Example 2 (Associative Property):

The associative property of addition shows that when three or more numbers are added, grouping these numbers will not change the sum.

(2 + 4) + 6 = 2 + (4 + 6)

(6) + 6 = 2 + (10)

12 = 12

Remember that parentheses tell us what we need to do first. In this case, we must first add the numbers inside the parenthesis.

Both expressions are equal, demonstrating that grouping numbers does not affect the sum.

Example 3 (Identity Property):

According to the identity property of addition, adding zero and any number, the sum is still the same number. Zero is called the identity element in addition.

7 + 0 = 7

Adding 0 to 7 does not change the value of 7.

Because of the commutative property, we can interchange the position of the addends.

Example 4 (More Properties of Addition):

Inverse Property

According to the inverse property of addition, for every “a,” there is an equivalent “-a.” Adding these additive inverses will always give us a sum of 0.

Examples:

a + (-a) = 0

b + (-b) = 0

Another property of addition explains the sum of all real numbers

When we say real numbers, these are whole numbers such as (0, 1, 2, 3…). Numbers with exponents or with decimals are not considered real numbers.

The closure property of addition teaches us that when two real numbers are added together, their sum will still be a real number.

Example: a + b = c

## Examples with Solution

Apply the properties of addition to simplify the expression: (3 + 5) + 2 + 0.

Solution

Using the associative property: (3 + 5) + 2 + 0 = 3 + (5 + 2) + 0.

Using the commutative property: 3 + (5 + 2) + 0 = 3 + (2 + 5) + 0.

Using the associative property: 3 + (2 + 5) + 0 = (3 + 2) + 5 + 0.

Calculating: (5) + 5 + 0 = 10.

Using the identity property: 10 + 0 = 10.

## Real-life Application with Solution

Example

Jane has five apples, and she receives three apples from her friend. Later, her mom gives her two more apples. How many apples does Jane have now?

Solution

Applying the properties of addition: (5 + 3) + 2 = 5 + (3 + 2).

Calculating: 5 + (3 + 2) = 5 + 5 = 10.

Jane has ten apples in total.

## Practice Test

1. Which shows an example of commutative property?

a. 2 + 2 = 2 + 1 + 1

b. 2 + 1 = 1 + 2

2. Which shows an example of the associative property of addition?

a. (2 + 3) + 1 = 2 + (3 + 1)

b. (2 + 3) + 1 = 3 + 3

3. Which shows an example of identity property?

a. 1 + 0 = 1

b. 1 + 1 = 2

4. Apply the properties of addition to simplify the expression: (8 + 2) + 4 + 0.

5. Use the properties of addition to find the sum: 6 + (7 + 3).

6. Apply the commutative property to rearrange the expression: 4 + 5 + 6.

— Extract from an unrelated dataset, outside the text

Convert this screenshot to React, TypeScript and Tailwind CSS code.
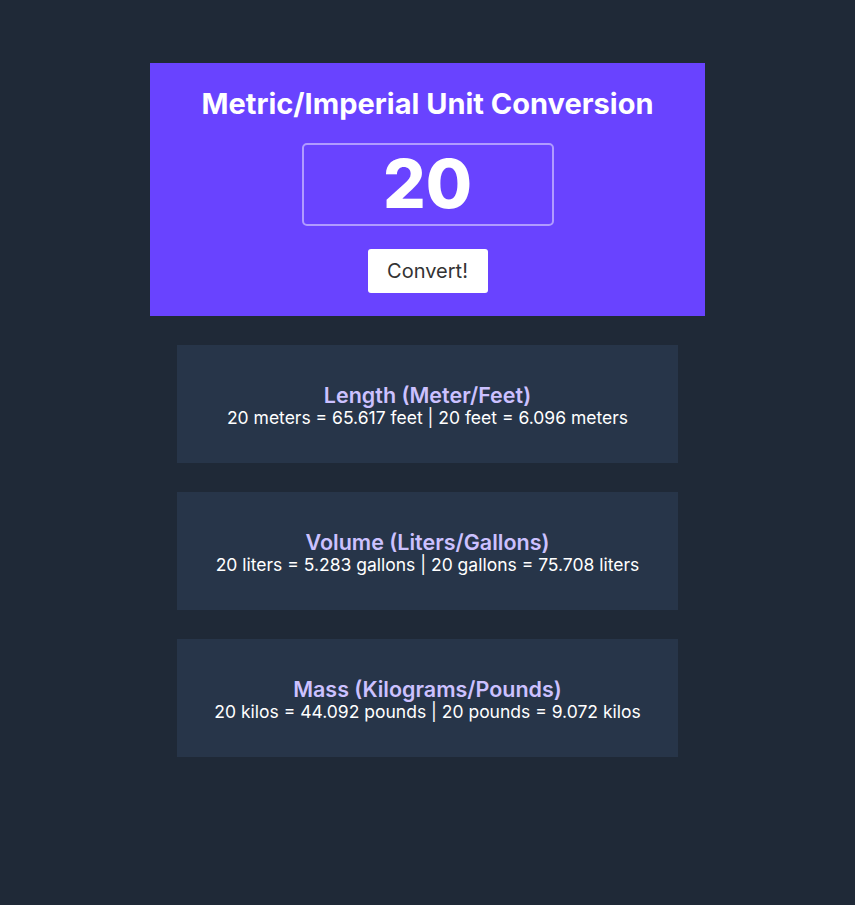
import React, { useState } from "react";

const results = [
  {
    title: "Length (Meter/Feet)",
    text: "20 meters = 65.617 feet | 20 feet = 6.096 meters",
  },
  {
    title: "Volume (Liters/Gallons)",
    text: "20 liters = 5.283 gallons | 20 gallons = 75.708 liters",
  },
  {
    title: "Mass (Kilograms/Pounds)",
    text: "20 kilos = 44.092 pounds | 20 pounds = 9.072 kilos",
  },
];

export default function App() {
  const [value, setValue] = useState("20");

  return (
    <div className="min-h-[905px] bg-[#1f2937] pt-[63px] font-['Inter',sans-serif]">
      {/* Header / input */}
      <div className="mx-auto flex w-[555px] flex-col items-center bg-[#6943ff] pt-[23px] pb-[23px]">
        <h1 className="text-[29px] font-bold leading-[36px] text-white">
          Metric/Imperial Unit Conversion
        </h1>
        <input
          value={value}
          onChange={(e) => setValue(e.target.value)}
          className="mt-[21px] h-[83px] w-[252px] rounded-[5px] border-2 border-[#b09bff] bg-transparent text-center text-[67px] font-extrabold text-white outline-none"
        />
        <button className="mt-[23px] h-[44px] w-[120px] rounded-[3px] bg-white text-[20px] text-[#333]">
          Convert!
        </button>
      </div>

      {/* Results */}
      <div className="mt-[29px] flex flex-col items-center gap-[29px]">
        {results.map((r) => (
          <div
            key={r.title}
            className="flex h-[118px] w-[501px] flex-col items-center justify-center bg-[#273549] pt-[4px]"
          >
            <h2 className="text-[21.5px] font-semibold leading-[24px] text-[#ccc1ff]">
              {r.title}
            </h2>
            <p className="text-[17.5px] leading-[22px] text-white">{r.text}</p>
          </div>
        ))}
      </div>
    </div>
  );
}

7. Use the associative property to regroup the expression: (1 + 2) + 3.

### Why are the properties of addition important?

The properties of addition are important because they provide a foundation for understanding and working with numbers and simplifying and solving mathematical problems.

### Do the properties of addition apply to all numbers?

Yes, the properties of addition apply to all numbers, including whole numbers, integers, fractions, and decimals.

### Can the properties of addition be applied to subtraction?

The properties of addition do not directly apply to subtraction. However, there are similar properties for subtraction: the properties of subtraction are closely related to the properties of addition when considering subtraction as the inverse operation of addition.

### How do the properties of addition relate to algebra?

The properties of addition are also applicable in algebra, as they help simplify and solve algebraic expressions and equations involving variables and constants.

### Are the properties of addition applicable to multiplication?

While the properties of addition do not directly apply to multiplication, there are similar properties for multiplication called the properties of multiplication, which include commutative, associative, and identity properties for the multiplication operation.